Lyons married Psyche Cohen, the daughter of Isaac Cohen, who was the manager of the Pavilion Theatre in London's Whitechapel Road. They did not have any children.

He was an accomplished watercolourist who showed his paintings at the Royal Institution where they were bought by Sir Spencer Wells, surgeon to Queen Victoria, and Admiral Earldey-Wilmot, commander of the Channel Fleet. He also wrote short novels with the dramatist Cecil Raleigh.

He was a member of the General Purposes Committee of the Territorial Association and was responsible for adding athletics to the Territorial Army's training regime. His charitable activity was directed to the Little Sisters of the Poor in London's Hammersmith, and the Music Hall Benevolent Fund.

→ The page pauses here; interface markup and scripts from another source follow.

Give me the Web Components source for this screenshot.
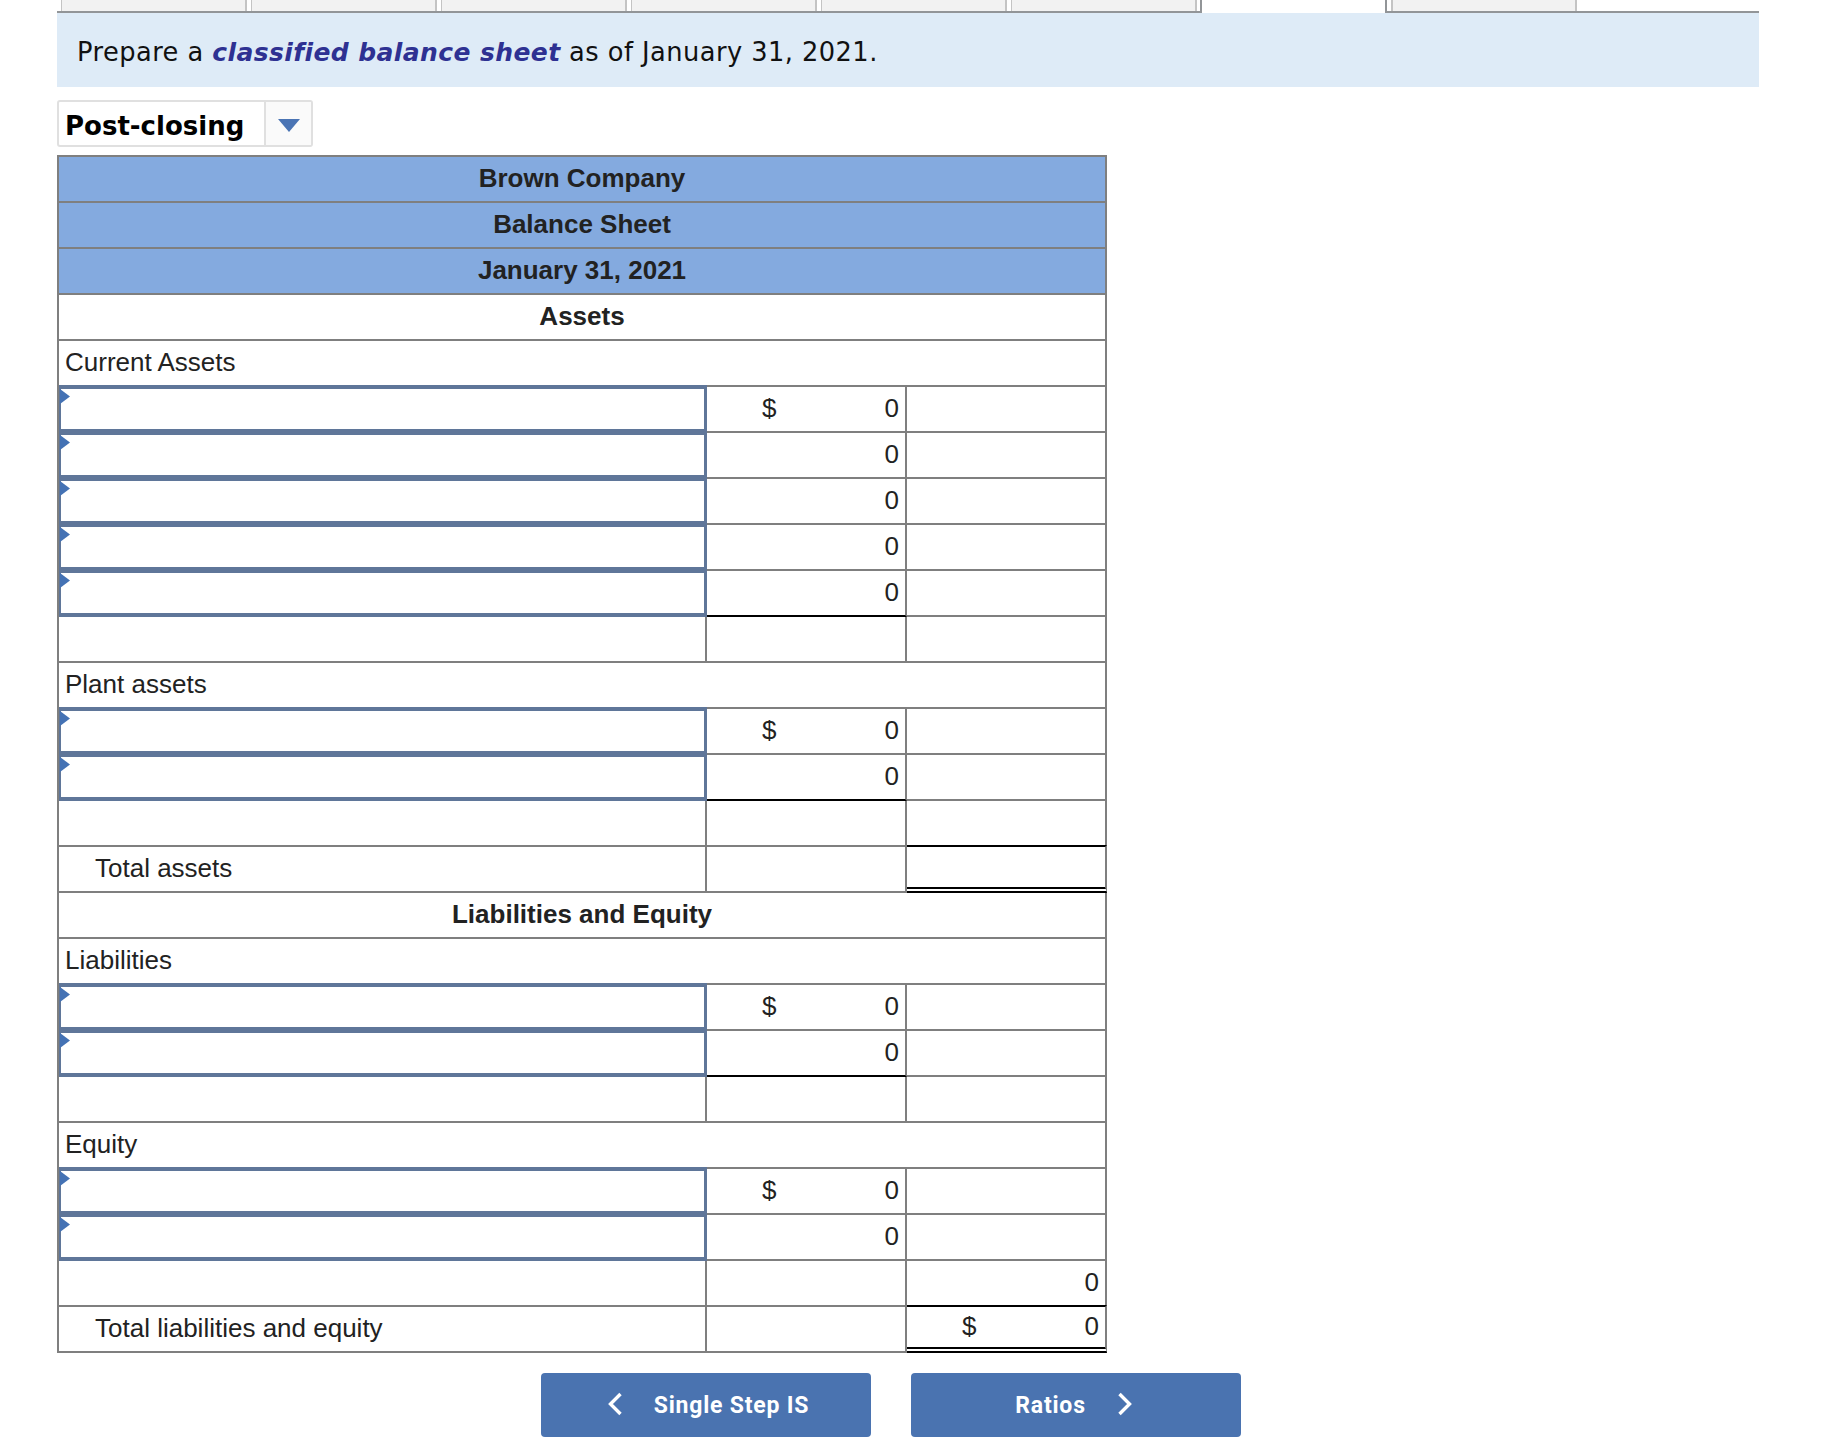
<!DOCTYPE html>
<html>
<head>
<meta charset="utf-8">
<title>Balance sheet</title>
<style>
  html, body { margin: 0; padding: 0; background: #fff; }
  body { width: 1823px; height: 1455px; overflow: hidden; }
  bs-sheet { margin-left: 57px; }
</style>
</head>
<body>
<tab-strip></tab-strip>
<task-band>Prepare a <b>classified balance sheet</b> as of January 31, 2021.</task-band>
<stage-select>Post-closing</stage-select>
<bs-sheet>
  <bs-row kind="head">Brown Company</bs-row>
  <bs-row kind="head">Balance Sheet</bs-row>
  <bs-row kind="head">January 31, 2021</bs-row>
  <bs-row kind="title">Assets</bs-row>
  <bs-row kind="section">Current Assets</bs-row>
  <bs-row kind="entry" dollar="1" amount="0"></bs-row>
  <bs-row kind="entry" amount="0"></bs-row>
  <bs-row kind="entry" amount="0"></bs-row>
  <bs-row kind="entry" amount="0"></bs-row>
  <bs-row kind="entry" amount="0" rule="1"></bs-row>
  <bs-row kind="line"></bs-row>
  <bs-row kind="section">Plant assets</bs-row>
  <bs-row kind="entry" dollar="1" amount="0"></bs-row>
  <bs-row kind="entry" amount="0" rule="1"></bs-row>
  <bs-row kind="line"></bs-row>
  <bs-row kind="line" indent="1" total="1">Total assets</bs-row>
  <bs-row kind="title">Liabilities and Equity</bs-row>
  <bs-row kind="section">Liabilities</bs-row>
  <bs-row kind="entry" dollar="1" amount="0"></bs-row>
  <bs-row kind="entry" amount="0" rule="1"></bs-row>
  <bs-row kind="line"></bs-row>
  <bs-row kind="section">Equity</bs-row>
  <bs-row kind="entry" dollar="1" amount="0"></bs-row>
  <bs-row kind="entry" amount="0"></bs-row>
  <bs-row kind="line" sum="0"></bs-row>
  <bs-row kind="line" indent="1" total="1" sum="0" sumdollar="1">Total liabilities and equity</bs-row>
</bs-sheet>
<nav-buttons>
  <nav-button dir="prev">Single Step IS</nav-button>
  <nav-button dir="next">Ratios</nav-button>
</nav-buttons>

<script>
class TabStrip extends HTMLElement {
  constructor() {
    super();
    this.attachShadow({ mode: 'open' });
  }

  connectedCallback() {
    // six closed tabs, the open one, then the last closed one
    const tabs = [0, 1, 2, 3, 4, 5].map(() => '<div class="tab"></div>').join('');
    this.shadowRoot.innerHTML = `
    <style>
      :host { display: block; height: 13px; margin-left: 57px; width: 1702px; }
      .strip { display: flex; height: 13px; }
      .tab {
        width: 186px; margin-left: 4px; box-sizing: border-box; height: 11px;
        background: #f2f2f2; border-left: 1px solid #c4c4c4; border-right: 2px solid #c4c4c4;
      }
      .tabs {
        display: flex; height: 11px; width: 1143px;
        border-bottom: 2px solid #929598; border-right: 2px solid #929598;
      }
      .open { width: 183px; height: 13px; background: #fff; }
      .rest { flex: 1; display: flex; height: 11px; border-bottom: 2px solid #929598; border-left: 2px solid #929598; }
      .rest .tab { border-left-width: 2px; }
    </style>
    <div class="strip">
      <div class="tabs">${tabs}</div>
      <div class="open"></div>
      <div class="rest"><div class="tab"></div></div>
    </div>`;
  }
}

class TaskBand extends HTMLElement {
  constructor() {
    super();
    this.attachShadow({ mode: 'open' });
    this.shadowRoot.innerHTML = `
    <style>
      :host {
        display: flex; align-items: center; box-sizing: border-box;
        margin-left: 57px; width: 1702px; height: 74px; padding: 6px 0 0 20px;
        background: #deebf7; color: #111;
        font: 25.7px/1 "DejaVu Sans", sans-serif; letter-spacing: .45px;
      }
      ::slotted(b) { color: #2e3192; font-style: italic; font-weight: bold; font-size: 25px; letter-spacing: .4px; }
    </style>
    <div><slot></slot></div>`;
  }
}

class StageSelect extends HTMLElement {
  constructor() {
    super();
    this.attachShadow({ mode: 'open' });
    this.shadowRoot.innerHTML = `
    <style>
      :host {
        display: flex; box-sizing: border-box; width: 256px; height: 47px;
        margin: 13px 0 8px 57px; background: #fff;
        border: 2px solid #e0e0e0; border-radius: 3px;
        font: bold 26px/1 "DejaVu Sans", sans-serif; color: #000;
      }
      .value { width: 205px; padding: 5px 0 0 6px; display: flex; align-items: center; box-sizing: border-box; }
      .arrow { flex: 1; display: flex; align-items: center; justify-content: center; background: #fafafa; border-left: 2px solid #e0e0e0; }
      svg { margin-top: 3px; }
    </style>
    <div class="value"><slot></slot></div>
    <div class="arrow"><svg width="22" height="13" viewBox="0 0 22 13"><path d="M0 0H22L11 13Z" fill="#4a74b4"/></svg></div>`;
  }
}

class BsSheet extends HTMLElement {
  constructor() {
    super();
    this.attachShadow({ mode: 'open' });
    this.shadowRoot.innerHTML = `
    <style>
      :host {
        display: block; box-sizing: border-box; width: 1050px;
        border-top: 2px solid #7f7f7f; border-left: 2px solid #7f7f7f;
        font: 26px/1 "Liberation Sans", Arial, sans-serif; color: #222;
      }
    </style>
    <slot></slot>`;
  }
}

class BsRow extends HTMLElement {
  constructor() {
    super();
    this.attachShadow({ mode: 'open' });
  }

  static get styles() {
    return `
      :host { display: block; height: 46px; }
      .row { display: grid; grid-template-columns: 648px 200px 200px; height: 46px; }
      .cell {
        box-sizing: border-box; height: 46px; display: flex; align-items: center; padding-bottom: 2px;
        border-right: 2px solid #7f7f7f; border-bottom: 2px solid #7f7f7f; position: relative;
      }
      .full { grid-column: 1 / 4; justify-content: center; font-weight: bold; }
      .head { background: #84aadf; }
      .label { padding-left: 6px; }
      .indent { padding-left: 36px; }
      .entry { display: block; margin-top: -2px; height: 48px; border: 0; padding: 0; }
      .entry input {
        display: block; box-sizing: border-box; width: 100%; height: 48px; margin: 0; padding: 0;
        background: #fff; border: solid #5f7699; border-width: 4px 3px 4px 2px; border-radius: 0; outline: 0;
      }
      .mark { position: absolute; left: 1px; top: 4px; }
      .num { justify-content: flex-end; padding-right: 6px; }
      .dollar { position: absolute; left: 55px; }
      .rule { border-bottom-color: #000; }
      .total { border-top: 2px solid #000; margin-top: -2px; height: 48px; }
      .double { border-bottom: 6px double #000; }
    `;
  }

  amountCell(value, dollar, extra) {
    const sign = dollar ? '<span class="dollar">$</span>' : '';
    const text = value === null ? '' : value;
    return `<div class="cell num ${extra}">${sign}${text}</div>`;
  }

  connectedCallback() {
    const kind = this.getAttribute('kind');
    const amount = this.getAttribute('amount');
    const sum = this.getAttribute('sum');
    let cells = '';

    if (kind === 'head' || kind === 'title') {
      cells = `<div class="cell full ${kind}"><slot></slot></div>`;
    } else if (kind === 'section') {
      cells = '<div class="cell label" style="grid-column:1 / 4"><slot></slot></div>';
    } else if (kind === 'entry') {
      cells = `
        <div class="cell entry">
          <input type="text">
          <svg class="mark" width="10" height="15" viewBox="0 0 10 15"><path d="M0 0L10 7.5L0 15Z" fill="#4472b4"/></svg>
        </div>
        ${this.amountCell(amount, this.hasAttribute('dollar'), this.hasAttribute('rule') ? 'rule' : '')}
        <div class="cell"></div>`;
    } else {
      const isTotal = this.hasAttribute('total');
      cells = `
        <div class="cell label ${this.hasAttribute('indent') ? 'indent' : ''}"><slot></slot></div>
        <div class="cell"></div>
        ${this.amountCell(sum, this.hasAttribute('sumdollar'), isTotal ? 'total double' : '')}`;
    }

    this.shadowRoot.innerHTML = `<style>${BsRow.styles}</style><div class="row">${cells}</div>`;
  }
}

class NavButtons extends HTMLElement {
  constructor() {
    super();
    this.attachShadow({ mode: 'open' });
    this.shadowRoot.innerHTML = `
    <style>
      :host { display: flex; gap: 40px; margin: 20px 0 0 541px; }
    </style>
    <slot></slot>`;
  }
}

class NavButton extends HTMLElement {
  constructor() {
    super();
    this.attachShadow({ mode: 'open' });
  }

  connectedCallback() {
    const prev = this.getAttribute('dir') === 'prev';
    const chevron = `<svg width="16" height="24" viewBox="0 0 16 24"><path d="${prev ? 'M13.5 2L3.5 12L13.5 22' : 'M2.5 2L12.5 12L2.5 22'}" fill="none" stroke="#fff" stroke-width="3.4"/></svg>`;
    this.shadowRoot.innerHTML = `
    <style>
      :host {
        display: flex; align-items: center; justify-content: center; gap: 31px;
        width: 330px; height: 64px; box-sizing: border-box;
        padding: ${prev ? '0 0 0 4px' : '0 4px 0 0'};
        background: #4a73b0; border-radius: 4px; color: #fff;
        font: 700 23px/1 Roboto, sans-serif; letter-spacing: .8px;
      }
      svg { display: block; margin-top: -2px; }
    </style>
    ${prev ? chevron : ''}<span><slot></slot></span>${prev ? '' : chevron}`;
  }
}

customElements.define('tab-strip', TabStrip);
customElements.define('task-band', TaskBand);
customElements.define('stage-select', StageSelect);
customElements.define('bs-sheet', BsSheet);
customElements.define('bs-row', BsRow);
customElements.define('nav-buttons', NavButtons);
customElements.define('nav-button', NavButton);
</script>
</body>
</html>
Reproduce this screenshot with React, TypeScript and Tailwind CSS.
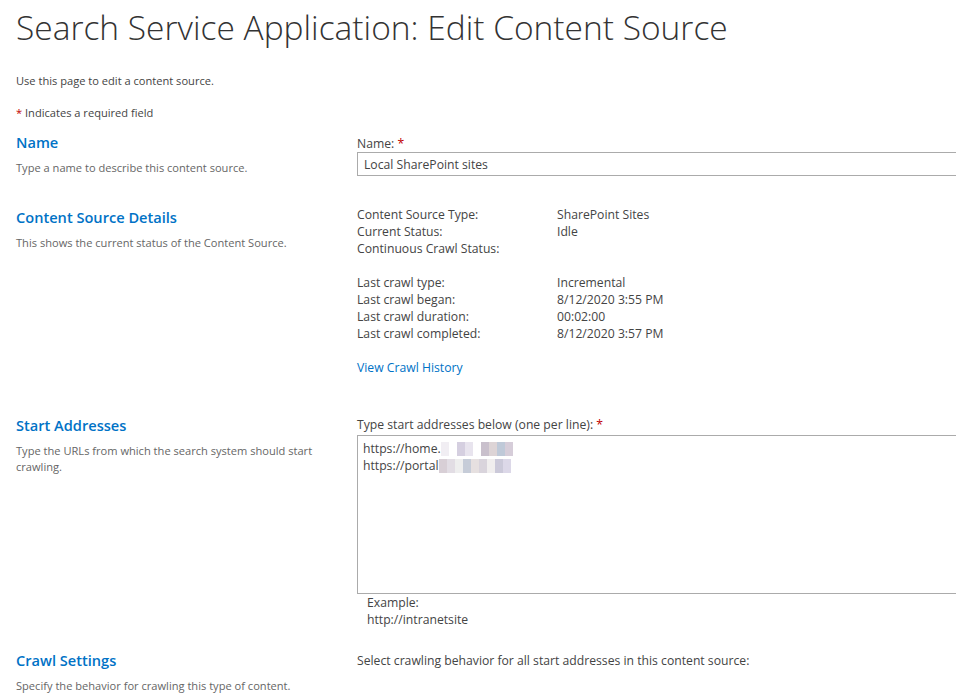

Lyons was a Deputy Lieutenant of the County of London. His firm catered for royal garden parties at Buckingham Palace and enjoyed a royal warrant. He was knighted for public services in 1911.

==Death==
Lyons died at the Hyde Park Hotel, Knightsbridge, on 22 June 1917 and was buried at the cemetery of the United Synagogue, Willesden. He was survived by his wife.

==Legacy==
Lyons is remembered in a blue plaque at 11a Palace Mansions, Hammersmith Road, West Kensington, London, inscribed "Sir Joseph Lyons 1847–1917 Pioneer of mass catering lived here". An adjacent street, originally part of Blythe Road, is called Lyons Walk after him.